All lines in which the word "Output" occurs are to be extracted.

→ Data records
######

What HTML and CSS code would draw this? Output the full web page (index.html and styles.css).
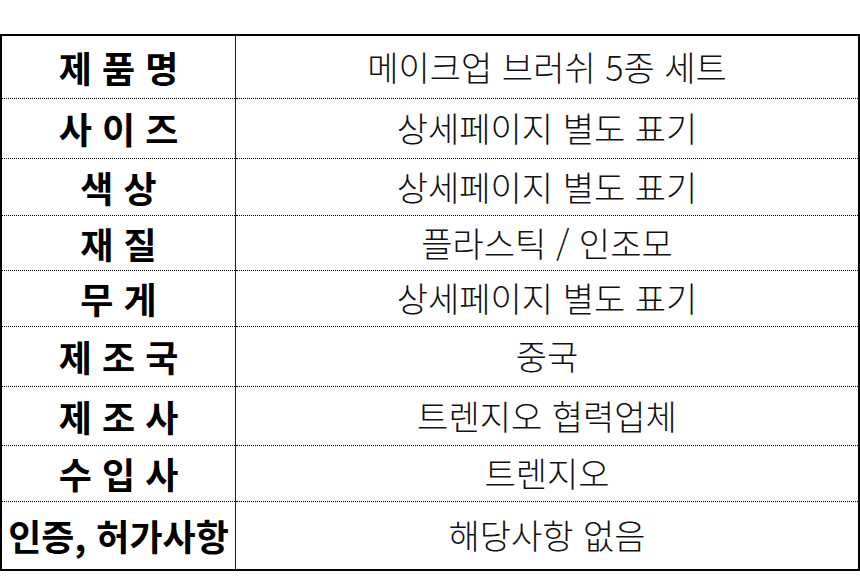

######

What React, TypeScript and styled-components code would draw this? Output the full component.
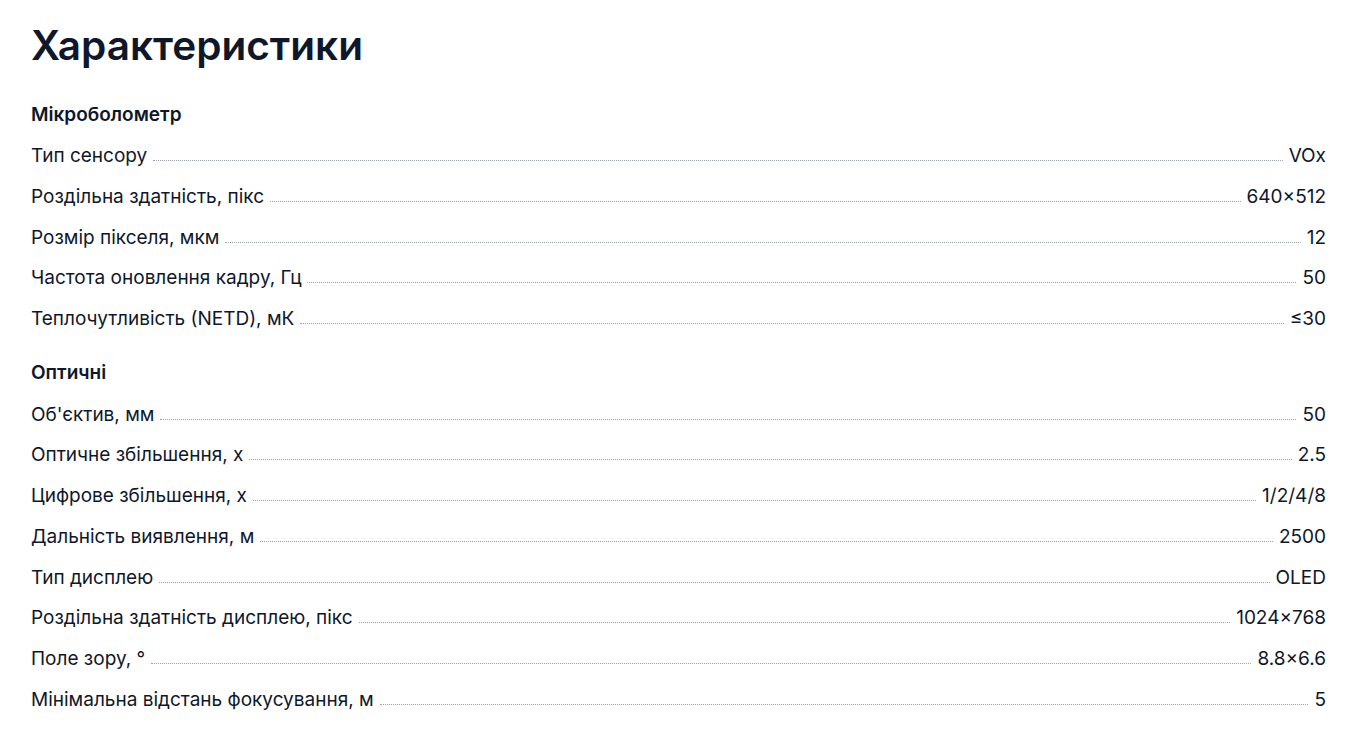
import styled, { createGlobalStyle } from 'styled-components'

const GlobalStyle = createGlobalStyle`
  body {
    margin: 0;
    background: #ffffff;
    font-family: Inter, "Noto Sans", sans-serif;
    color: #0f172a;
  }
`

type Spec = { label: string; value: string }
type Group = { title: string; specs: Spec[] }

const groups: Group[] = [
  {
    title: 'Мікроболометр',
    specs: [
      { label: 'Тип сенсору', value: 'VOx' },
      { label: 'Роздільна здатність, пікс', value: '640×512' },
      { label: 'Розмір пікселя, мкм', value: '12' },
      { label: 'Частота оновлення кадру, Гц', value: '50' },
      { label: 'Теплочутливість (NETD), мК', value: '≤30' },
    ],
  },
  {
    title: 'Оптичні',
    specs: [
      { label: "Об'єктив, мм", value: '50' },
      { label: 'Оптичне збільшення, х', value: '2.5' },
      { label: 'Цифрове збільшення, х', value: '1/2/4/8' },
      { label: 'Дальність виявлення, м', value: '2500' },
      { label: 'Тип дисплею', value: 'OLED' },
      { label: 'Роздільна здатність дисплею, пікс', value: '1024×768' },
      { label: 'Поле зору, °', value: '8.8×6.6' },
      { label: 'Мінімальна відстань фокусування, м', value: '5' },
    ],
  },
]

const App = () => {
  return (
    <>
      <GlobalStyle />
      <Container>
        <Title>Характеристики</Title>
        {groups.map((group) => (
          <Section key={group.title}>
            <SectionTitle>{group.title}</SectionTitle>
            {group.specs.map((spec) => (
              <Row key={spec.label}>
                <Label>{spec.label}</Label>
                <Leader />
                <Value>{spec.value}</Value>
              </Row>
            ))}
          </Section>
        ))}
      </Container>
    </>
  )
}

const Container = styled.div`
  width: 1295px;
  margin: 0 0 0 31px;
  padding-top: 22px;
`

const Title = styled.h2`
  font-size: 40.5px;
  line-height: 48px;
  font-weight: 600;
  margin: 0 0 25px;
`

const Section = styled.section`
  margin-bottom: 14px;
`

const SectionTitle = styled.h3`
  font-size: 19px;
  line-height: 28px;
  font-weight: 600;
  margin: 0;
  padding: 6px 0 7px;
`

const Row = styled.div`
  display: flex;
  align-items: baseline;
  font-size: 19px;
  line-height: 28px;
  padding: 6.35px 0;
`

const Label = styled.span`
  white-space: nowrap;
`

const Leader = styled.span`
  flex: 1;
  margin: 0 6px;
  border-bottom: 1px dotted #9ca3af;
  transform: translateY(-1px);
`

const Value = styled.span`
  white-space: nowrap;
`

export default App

######

→ Response to the task
What HTML and CSS code would draw this? Output the full web page (index.html and styles.css).
What React, TypeScript and styled-components code would draw this? Output the full component.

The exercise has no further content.